Maybe more widespread, never heard it since.
 

doctornige

Well-Known Member
Nesh and mardy...we moved from Nottingham years ago, nesh particually i've never heard anywhere else, i'd forgotten we all used to say it years back. Mardy is more widespread i suspect.
Don't know how it's spelt, but we used to greet each other as 'serry'...as in 'now then serry'...another regular one in Notts.

Nesh is used in the Manchester area too, along with mardy.
 

doctornige

Well-Known Member
Boking - it's a Stoke word for when something is irritatingly catching your attention out of the corner of your eye! More words for snow than Eskimos these Stokeys!

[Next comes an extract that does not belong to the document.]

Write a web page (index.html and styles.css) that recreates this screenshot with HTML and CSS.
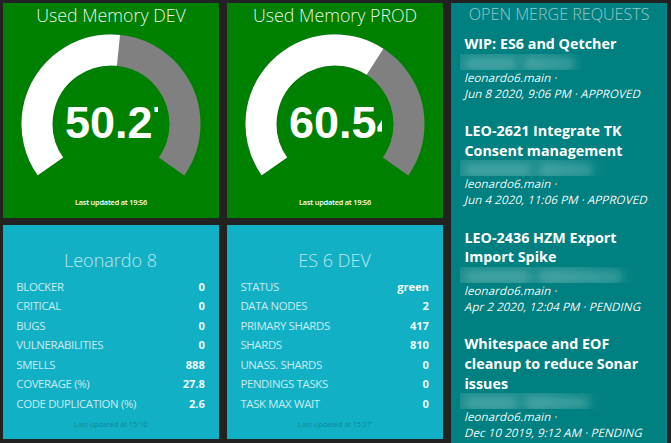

The same word is used in Scotland for a thing that makes you want to be sick.
 

snorri

Legendary Member
Not quite. It's bawk.
I thought it was 'boak' or 'boke' actually, it's a word seldom written:rolleyes:
 
Location
Salford
Mither - that's one I don't hear elsewhere.

Barm, nesh, mard or mardy (both mean "moody" to me), bobbins, duck and cock I am all familiar with*

Favourites that I never hear outside the locality are "flit" to mean "move" (as in home) and "thrutch" to mean fidget or wrestle or raum (which is another one).

*shut it
 

ColinJ

Puzzle game procrastinator!
"barm cakes" (soft round bread rolls which meat/chips can be placed to make a "butty" or "chip barm") seems to be very specific to parts of Manchester & Bolton. I've heard them called "tea cakes" elsewhere.

Others?
A particular type of large barm was referred to as an 'oven bottom' in Burnley.

They seem to use 'tea cakes' in Hebden Bridge.

In Coventry, we used to call them 'batches'. I asked for a 'chip batch' when I first moved here and the chip shop owner looked at me as though I was from another planet!

In Yorkshire, 'while' means 'until'. A bit confusing if a driving instructor from elsewhere is teaching someone from Yorkshire to drive - "Wait while the lights are on red, then go"! :wacko:

'Offcumden' is a great local word used to describe people like me who moved here from elsewhere. Apparently, if your family haven't lived here for about 100 years, then you are not considered a proper local! (These days, about 75% of the people who live here fall into that category!)
 

Pat "5mph"

A kilogrammicaly challenged woman
Moderator
Location
Glasgow
Mither - that's one I don't hear elsewhere.

Barm, nesh, mard or mardy (both mean "moody" to me), bobbins, duck and cock I am all familiar with*

Favourites that I never hear outside the locality are "flit" to mean "move" (as in home) and "thrutch" to mean fidget or wrestle or raum (which is another one).

*shut it

They say "flit" for moving home here too.